Likewise, the sinewy detail of many of the reservoirs stumps allows us to imagine the Ocklawaha forest the day it died. Elegantly curved stems of climbing aster and buttonbush rest among the folds of a bald cypress's flared buttress. We recognize the twisted, muscular trunk of a blue beech curving around the smooth bole of a red maple. Seven feet above ground the small tree leans against the finely checked bark of a green ash. We smell bay blossoms and dodder. We welcome the shade of a towering cathedral of cypress and ash and tupelo and revel in a thousand greens of summer (or was it the fiery hues of autumn? or maybe cool, airy winter?). We hear the hammering of a pileated woodpecker and a trio of squirrels chasing though the canopy. We hear the laughter of children splashing in Blue Spring. Let's ignore that ominous, sickening rumble in the distance.

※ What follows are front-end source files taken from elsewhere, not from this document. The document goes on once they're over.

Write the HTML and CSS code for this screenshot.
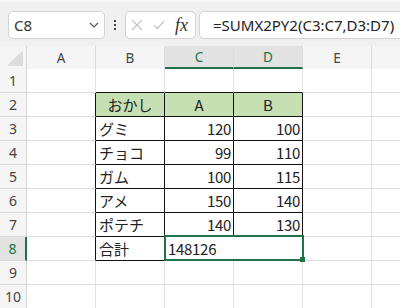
FILE: index.html
```html
<!DOCTYPE html>
<html lang="ja">
<head>
  <meta charset="UTF-8">
  <meta name="viewport" content="width=device-width, initial-scale=1.0">
  <title>SUMX2PY2</title>
  <link rel="stylesheet" href="styles.css">
</head>
<body>
  <!-- Formula bar -->
  <div class="toolbar">
    <div class="namebox">
      <span>C8</span>
      <svg width="10" height="6" viewBox="0 0 10 6"><path d="M1 1 L5 5 L9 1" fill="none" stroke="#555" stroke-width="1.2"/></svg>
    </div>
    <div class="dots"><i></i><i></i><i></i></div>
    <div class="fxbox">
      <svg width="12" height="12" viewBox="0 0 12 12"><path d="M1 1 L11 11 M11 1 L1 11" stroke="#c4c4c4" stroke-width="1.2"/></svg>
      <svg width="12" height="10" viewBox="0 0 12 10"><path d="M1 5 L4.5 8.5 L11 1" fill="none" stroke="#c4c4c4" stroke-width="1.2"/></svg>
      <span class="fx">fx</span>
    </div>
    <div class="formula">=SUMX2PY2(C3:C7,D3:D7)</div>
  </div>

  <!-- Sheet -->
  <div class="sheet">
    <div class="corner"><span class="tri"></span></div>
    <div class="ch">A</div>
    <div class="ch">B</div>
    <div class="ch sel">C</div>
    <div class="ch sel">D</div>
    <div class="ch">E</div>
    <div class="ch last"></div>

    <div class="rh">1</div>
    <div class="c"></div>
    <div class="c top"></div>
    <div class="c top"></div>
    <div class="c top"></div>
    <div class="c"></div>
    <div class="c last"></div>

    <div class="rh">2</div>
    <div class="c left"></div>
    <div class="c t hd">おかし</div>
    <div class="c t hd">A</div>
    <div class="c t hd">B</div>
    <div class="c"></div>
    <div class="c last"></div>

    <div class="rh">3</div>
    <div class="c left"></div>
    <div class="c t">グミ</div>
    <div class="c t num">120</div>
    <div class="c t num">100</div>
    <div class="c"></div>
    <div class="c last"></div>

    <div class="rh">4</div>
    <div class="c left"></div>
    <div class="c t">チョコ</div>
    <div class="c t num">99</div>
    <div class="c t num">110</div>
    <div class="c"></div>
    <div class="c last"></div>

    <div class="rh">5</div>
    <div class="c left"></div>
    <div class="c t">ガム</div>
    <div class="c t num">100</div>
    <div class="c t num">115</div>
    <div class="c"></div>
    <div class="c last"></div>

    <div class="rh">6</div>
    <div class="c left"></div>
    <div class="c t">アメ</div>
    <div class="c t num">150</div>
    <div class="c t num">140</div>
    <div class="c"></div>
    <div class="c last"></div>

    <div class="rh">7</div>
    <div class="c left"></div>
    <div class="c t">ポテチ</div>
    <div class="c t num">140</div>
    <div class="c t num">130</div>
    <div class="c"></div>
    <div class="c last"></div>

    <div class="rh sel">8</div>
    <div class="c left"></div>
    <div class="c t">合計</div>
    <div class="c t active">148126</div>
    <div class="c"></div>
    <div class="c last"></div>

    <div class="rh">9</div>
    <div class="c"></div>
    <div class="c"></div>
    <div class="c"></div>
    <div class="c"></div>
    <div class="c"></div>
    <div class="c last"></div>

    <div class="rh">10</div>
    <div class="c"></div>
    <div class="c"></div>
    <div class="c"></div>
    <div class="c"></div>
    <div class="c"></div>
    <div class="c last"></div>
  </div>
</body>
</html>
```

FILE: styles.css
```css
/* Reset */
* {
  margin: 0;
  padding: 0;
  box-sizing: border-box;
}

body {
  width: 400px;
  height: 308px;
  overflow: hidden;
  background-color: #ffffff;
  font-family: 'Noto Sans', 'Noto Sans CJK JP', sans-serif;
  color: #222;
}

/* Formula bar */
.toolbar {
  display: flex;
  align-items: center;
  height: 46px;
  padding: 10px 0 8px 8px;
  background-color: #f0f0f0;
  border-top: 2px solid #f9f9f9;
}

.namebox {
  display: flex;
  align-items: center;
  justify-content: space-between;
  width: 97px;
  height: 28px;
  padding: 0 5px 0 5px;
  background-color: #ffffff;
  border: 1px solid #d2d2d2;
  border-radius: 5px;
  font-size: 15px;
  color: #333;
}

.dots {
  display: flex;
  flex-direction: column;
  gap: 2px;
  margin-left: 9px;
}

.dots i {
  display: block;
  width: 2px;
  height: 2px;
  background-color: #444;
}

.fxbox {
  display: flex;
  align-items: center;
  gap: 10px;
  width: 71px;
  height: 28px;
  margin-left: 9px;
  padding-left: 5px;
  background-color: #ffffff;
  border: 1px solid #d2d2d2;
  border-radius: 5px;
}

.fxbox .fx {
  font-family: 'Liberation Serif', serif;
  font-style: italic;
  font-size: 18px;
  color: #333;
  margin-left: 0;
}

.formula {
  flex: 1;
  height: 28px;
  margin-left: 3px;
  margin-right: -10px;
  padding-left: 13px;
  line-height: 26px;
  background-color: #ffffff;
  border: 1px solid #d2d2d2;
  border-radius: 5px;
  font-size: 15px;
  color: #222;
  white-space: nowrap;
}

/* Sheet grid */
.sheet {
  display: grid;
  grid-template-columns: 27px repeat(5, 69px) 1fr;
  grid-template-rows: 23px;
  grid-auto-rows: 24px;
  font-family: 'Noto Sans CJK JP', sans-serif;
  font-size: 15px;
}

.corner {
  position: relative;
  background-color: #f5f5f5;
  border-right: 1px solid #d4d4d4;
}

.corner .tri {
  position: absolute;
  right: 3px;
  bottom: 3px;
  width: 0;
  height: 0;
  border-left: 16px solid transparent;
  border-bottom: 16px solid #dcdcdc;
}

.ch {
  display: flex;
  align-items: center;
  justify-content: center;
  background-color: #f5f5f5;
  border-right: 1px solid #dcdcdc;
  font-family: 'Noto Sans', sans-serif;
  font-size: 13.5px;
  color: #444;
}

.ch.sel {
  background-color: #e2e2e2;
  color: #217346;
  border-bottom: 2px solid #217346;
}

.ch.last {
  border-right: none;
}

.rh {
  display: flex;
  align-items: center;
  justify-content: center;
  background-color: #f5f5f5;
  border-right: 1px solid #d4d4d4;
  border-bottom: 1px solid #dcdcdc;
  font-family: 'Noto Sans', sans-serif;
  font-size: 14px;
  color: #444;
}

.rh.sel {
  background-color: #e2e2e2;
  color: #217346;
  border-right: 2px solid #217346;
}

.c {
  display: flex;
  align-items: center;
  padding: 0 3px;
  border-right: 1px solid #e1e1e1;
  border-bottom: 1px solid #e1e1e1;
  white-space: nowrap;
}

.c.last {
  border-right: none;
}

/* Bordered table */
.c.top {
  border-bottom-color: #111;
}

.c.left {
  border-right-color: #111;
}

.c.t {
  border-right-color: #111;
  border-bottom-color: #111;
}

.c.hd {
  justify-content: center;
  background-color: #c6e0b4;
}

.c.num {
  justify-content: flex-end;
  padding-right: 2px;
  letter-spacing: -0.3px;
}

/* Selected merged cell C8:D8 */
.c.active {
  grid-column: span 2;
  position: relative;
  padding-left: 3px;
  letter-spacing: -0.3px;
}

.c.active::after {
  content: '';
  position: absolute;
  top: -2px;
  left: -1px;
  right: -2px;
  bottom: -1px;
  border: 2px solid #217346;
}

.c.active::before {
  content: '';
  position: absolute;
  right: -3px;
  bottom: -2px;
  width: 5px;
  height: 5px;
  background-color: #217346;
  z-index: 1;
}
```
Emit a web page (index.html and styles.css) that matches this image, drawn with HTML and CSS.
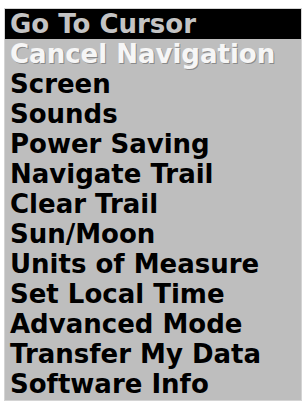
FILE: index.html
```html
<!DOCTYPE html>
<html lang="en">
<head>
    <meta charset="UTF-8">
    <meta name="viewport" content="width=device-width, initial-scale=1.0">
    <title>Settings Menu</title>
    <link rel="stylesheet" href="styles.css">
</head>
<body>
    <div class="menu">
        <div class="menu-item selected">Go To Cursor</div>
        <div class="menu-item disabled">Cancel Navigation</div>
        <div class="menu-item">Screen</div>
        <div class="menu-item">Sounds</div>
        <div class="menu-item">Power Saving</div>
        <div class="menu-item">Navigate Trail</div>
        <div class="menu-item">Clear Trail</div>
        <div class="menu-item">Sun/Moon</div>
        <div class="menu-item">Units of Measure</div>
        <div class="menu-item">Set Local Time</div>
        <div class="menu-item">Advanced Mode</div>
        <div class="menu-item">Transfer My Data</div>
        <div class="menu-item">Software Info</div>
    </div>
</body>
</html>
```

FILE: styles.css
```css
* {
    box-sizing: border-box;
}

body {
    background-color: white;
    margin: 0;
    padding: 8px 4px 0 4px;
    font-family: 'DejaVu Sans', 'Liberation Sans', sans-serif;
}

.menu {
    width: 298px;
    background-color: #bebebe;
    border: 1px solid #d4d4d4;
    padding-bottom: 1px;
}

.menu-item {
    height: 30px;
    line-height: 30px;
    padding-left: 5px;
    font-size: 26px;
    font-weight: bold;
    color: #000;
    white-space: nowrap;
}

.menu-item.selected {
    background-color: #000;
    color: #c4c4c4;
}

.menu-item.disabled {
    color: #f6f6f6;
    text-shadow: 1px 1px 0 #8a8a8a;
}
```
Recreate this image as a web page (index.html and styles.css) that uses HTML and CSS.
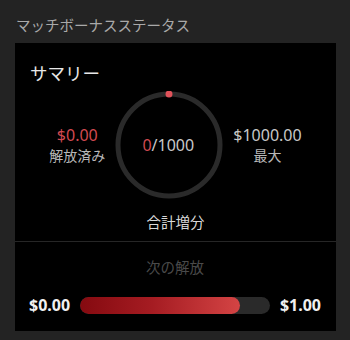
FILE: index.html
```html
<!DOCTYPE html>
<html lang="ja">
<head>
<meta charset="utf-8">
<link rel="stylesheet" href="styles.css">
</head>
<body>
<div class="page">
  <div class="title">マッチボーナスステータス</div>
  <div class="panel">
    <div class="summary">
      <div class="heading">サマリー</div>
      <div class="stats">
        <div class="stat">
          <div class="value red">$0.00</div>
          <div class="label">解放済み</div>
        </div>
        <div class="ring">
          <svg width="108" height="108" viewBox="0 0 108 108">
            <circle cx="54" cy="54" r="51" fill="none" stroke="#2a2a2a" stroke-width="5"/>
            <circle cx="54" cy="3" r="3.5" fill="#e0525a"/>
          </svg>
          <div class="ring-text"><span class="red">0</span>/1000</div>
        </div>
        <div class="stat">
          <div class="value">$1000.00</div>
          <div class="label">最大</div>
        </div>
      </div>
      <div class="total">合計増分</div>
    </div>
    <div class="next">
      <div class="next-label">次の解放</div>
      <div class="bar-row">
        <span class="amount">$0.00</span>
        <div class="track"><div class="fill" style="width:84%"></div></div>
        <span class="amount">$1.00</span>
      </div>
    </div>
  </div>
</div>
</body>
</html>
```

FILE: styles.css
```css
html, body {
  margin: 0;
  padding: 0;
  background: #232323;
}
body {
  font-family: "Noto Sans", "Noto Sans CJK JP", sans-serif;
  width: 350px;
  height: 340px;
  overflow: hidden;
}
.page {
  padding: 15px 14px 0 15px;
}
.title {
  font-size: 14.5px;
  line-height: 20px;
  color: #a9a9a9;
  padding-left: 1px;
}
.panel {
  margin-top: 8px;
  background: #000;
  width: 321px;
}
.summary {
  padding: 18px 0 9px;
  border-bottom: 1px solid #262626;
}
.heading {
  font-size: 17.5px;
  line-height: 24px;
  color: #e8e8e8;
  padding-left: 15px;
}
.stats {
  margin-top: 6px;
  display: flex;
  justify-content: center;
  align-items: center;
  gap: 10px;
}
.stat {
  display: flex;
  flex-direction: column;
  align-items: center;
}
.value {
  font-size: 16px;
  line-height: 21px;
  color: #c8c8c8;
}
.label {
  font-size: 14px;
  line-height: 20px;
  color: #b8b8b8;
}
.red {
  color: #d24a51;
}
.ring {
  width: 108px;
  height: 108px;
  display: grid;
  place-items: center;
}
.ring svg {
  grid-area: 1 / 1;
}
.ring-text {
  grid-area: 1 / 1;
  font-size: 16px;
  color: #c8c8c8;
  margin-left: -2px;
}
.total {
  margin-top: 13px;
  text-align: center;
  font-size: 14.5px;
  line-height: 20px;
  color: #d8d8d8;
}
.next {
  padding: 15px 15px 15px 14px;
}
.next-label {
  text-align: center;
  font-size: 14.5px;
  line-height: 20px;
  color: #4a4a4a;
}
.bar-row {
  margin-top: 17px;
  display: flex;
  align-items: center;
  gap: 10px;
  height: 22px;
}
.amount {
  font-size: 16px;
  font-weight: 700;
  color: #f0f0f0;
}
.track {
  flex: 1;
  height: 17px;
  border-radius: 9px;
  background: #2a2a2a;
  overflow: hidden;
}
.fill {
  height: 100%;
  border-radius: 9px;
  background: linear-gradient(90deg, #850a10 0%, #a51c22 45%, #d44444 100%);
}
```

It’s not all death in the drawn-down Rodman Reservoir. Reptiles are occasionally seen along the banks of the relict channel, though not as many as in the living river upstream and downstream from the reservoir. Wading birds, and wintering crowds of white ibis and American coots work the flats. Ospreys and bald eagles love this area as well. Of course, the only living trees we see are on the far bank. One, in particular, always draws my attention. It is a huge, solitary live oak growing on a spit of high ground near Blue Spring. Its massive size and long, gravity-defying limbs are powerful reminders of nature’s ability to endure and to heal--a fine contrast to the reservoir's constant reminder of our own capacity for bad ideas. It reminds me of another famous Rodin sculpture, “The Thinker.”